## [PROBLEM DETAILS]
Find each line with the word "React" and copy it.

## [RECORDED DATA]
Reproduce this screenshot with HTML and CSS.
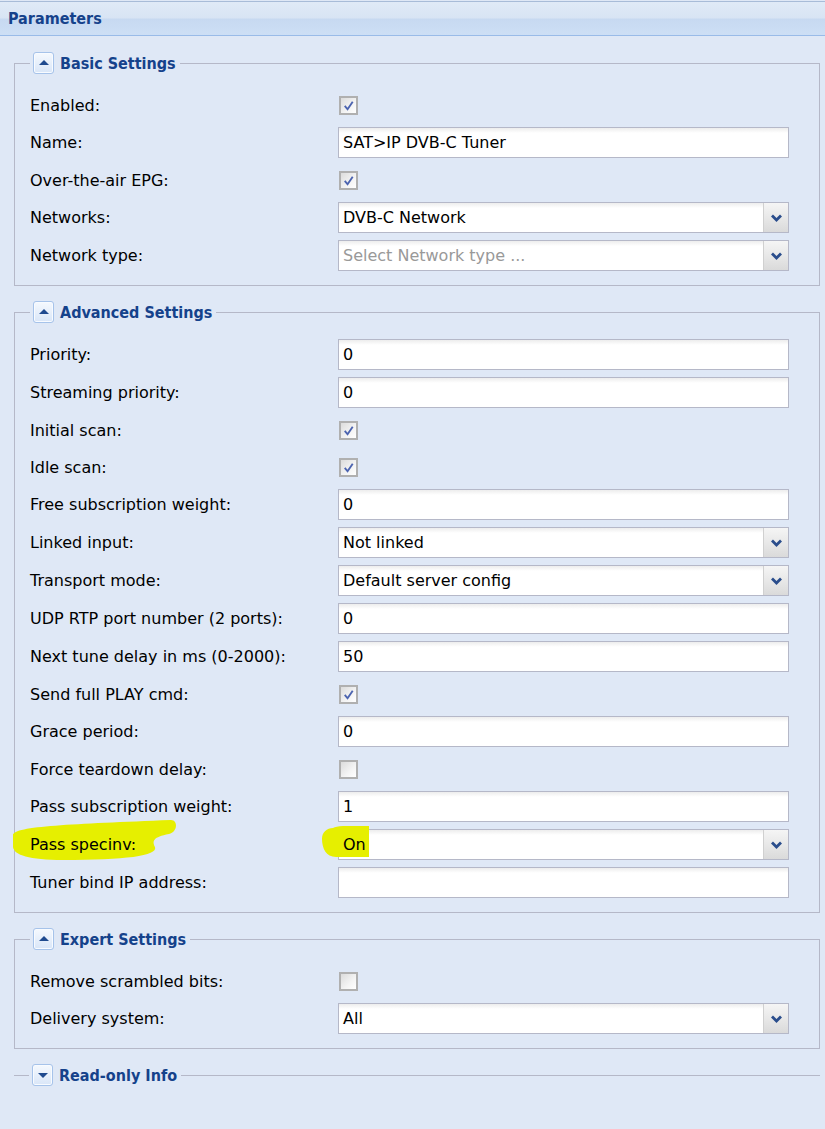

---

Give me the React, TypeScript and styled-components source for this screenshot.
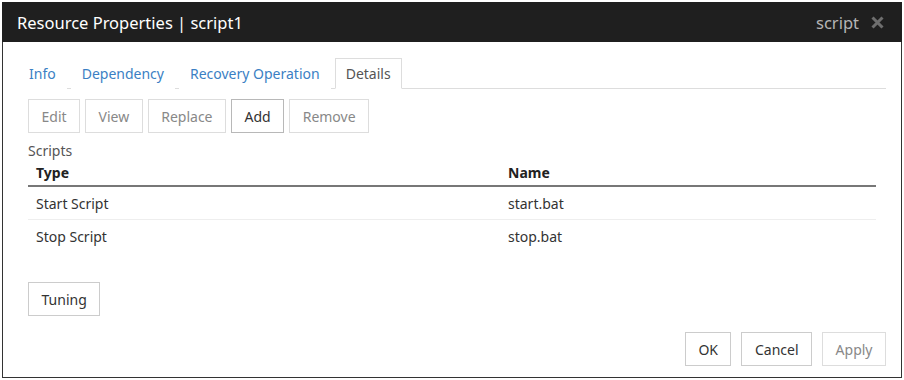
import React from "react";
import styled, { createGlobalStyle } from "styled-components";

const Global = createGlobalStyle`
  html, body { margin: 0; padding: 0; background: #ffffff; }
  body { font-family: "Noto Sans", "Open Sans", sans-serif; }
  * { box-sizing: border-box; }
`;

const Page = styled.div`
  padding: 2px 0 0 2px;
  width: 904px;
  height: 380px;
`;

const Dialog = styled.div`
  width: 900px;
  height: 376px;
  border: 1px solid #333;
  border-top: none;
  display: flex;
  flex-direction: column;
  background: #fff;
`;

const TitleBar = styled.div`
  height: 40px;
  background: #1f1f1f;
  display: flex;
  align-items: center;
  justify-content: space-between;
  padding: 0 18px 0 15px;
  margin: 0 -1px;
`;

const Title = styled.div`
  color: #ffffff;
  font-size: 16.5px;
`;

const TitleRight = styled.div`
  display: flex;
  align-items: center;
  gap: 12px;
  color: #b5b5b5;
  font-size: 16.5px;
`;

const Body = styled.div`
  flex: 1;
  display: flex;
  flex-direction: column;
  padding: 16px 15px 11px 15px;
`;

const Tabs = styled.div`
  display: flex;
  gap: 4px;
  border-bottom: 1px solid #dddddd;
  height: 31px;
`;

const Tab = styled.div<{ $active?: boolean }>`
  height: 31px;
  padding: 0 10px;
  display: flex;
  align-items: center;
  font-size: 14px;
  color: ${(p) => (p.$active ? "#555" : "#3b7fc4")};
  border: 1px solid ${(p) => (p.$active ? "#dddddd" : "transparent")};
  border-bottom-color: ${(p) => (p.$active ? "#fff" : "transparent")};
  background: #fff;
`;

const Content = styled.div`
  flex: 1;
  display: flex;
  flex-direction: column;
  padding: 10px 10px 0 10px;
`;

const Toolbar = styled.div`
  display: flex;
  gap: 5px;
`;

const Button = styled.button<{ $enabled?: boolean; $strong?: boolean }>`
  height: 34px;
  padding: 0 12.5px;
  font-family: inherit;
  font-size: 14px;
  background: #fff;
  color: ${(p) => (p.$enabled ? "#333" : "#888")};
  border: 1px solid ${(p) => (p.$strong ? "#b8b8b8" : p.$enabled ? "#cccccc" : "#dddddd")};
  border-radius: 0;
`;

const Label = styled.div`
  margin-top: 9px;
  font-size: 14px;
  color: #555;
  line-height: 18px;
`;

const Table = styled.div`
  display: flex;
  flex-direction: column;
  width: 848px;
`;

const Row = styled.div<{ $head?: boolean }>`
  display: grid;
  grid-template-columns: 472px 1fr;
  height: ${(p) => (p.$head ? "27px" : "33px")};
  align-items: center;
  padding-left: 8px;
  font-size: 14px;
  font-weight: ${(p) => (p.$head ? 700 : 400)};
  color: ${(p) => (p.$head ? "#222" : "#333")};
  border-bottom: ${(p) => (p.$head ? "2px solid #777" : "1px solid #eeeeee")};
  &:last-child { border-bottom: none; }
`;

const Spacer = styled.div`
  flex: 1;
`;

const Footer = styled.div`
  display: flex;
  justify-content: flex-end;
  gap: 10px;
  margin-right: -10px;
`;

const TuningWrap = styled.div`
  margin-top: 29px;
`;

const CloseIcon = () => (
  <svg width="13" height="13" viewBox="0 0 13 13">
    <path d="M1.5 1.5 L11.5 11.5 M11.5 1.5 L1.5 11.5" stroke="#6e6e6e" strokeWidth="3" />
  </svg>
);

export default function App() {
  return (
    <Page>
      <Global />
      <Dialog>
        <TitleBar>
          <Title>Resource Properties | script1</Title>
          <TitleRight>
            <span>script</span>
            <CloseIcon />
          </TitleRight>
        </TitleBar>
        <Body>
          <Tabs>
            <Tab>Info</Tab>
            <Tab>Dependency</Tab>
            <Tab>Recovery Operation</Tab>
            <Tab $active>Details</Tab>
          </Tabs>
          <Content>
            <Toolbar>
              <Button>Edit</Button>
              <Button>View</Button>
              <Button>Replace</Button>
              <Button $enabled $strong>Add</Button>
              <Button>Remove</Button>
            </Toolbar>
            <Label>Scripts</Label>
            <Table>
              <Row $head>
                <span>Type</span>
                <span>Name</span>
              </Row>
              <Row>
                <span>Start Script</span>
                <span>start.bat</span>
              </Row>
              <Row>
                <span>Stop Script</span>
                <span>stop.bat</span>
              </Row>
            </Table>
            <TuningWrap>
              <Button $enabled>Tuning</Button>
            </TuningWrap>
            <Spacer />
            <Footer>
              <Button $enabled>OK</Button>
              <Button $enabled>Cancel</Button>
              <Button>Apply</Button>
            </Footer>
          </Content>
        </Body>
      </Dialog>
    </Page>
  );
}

## [TASK OUTPUT]
Give me the React, TypeScript and styled-components source for this screenshot.
import React from "react";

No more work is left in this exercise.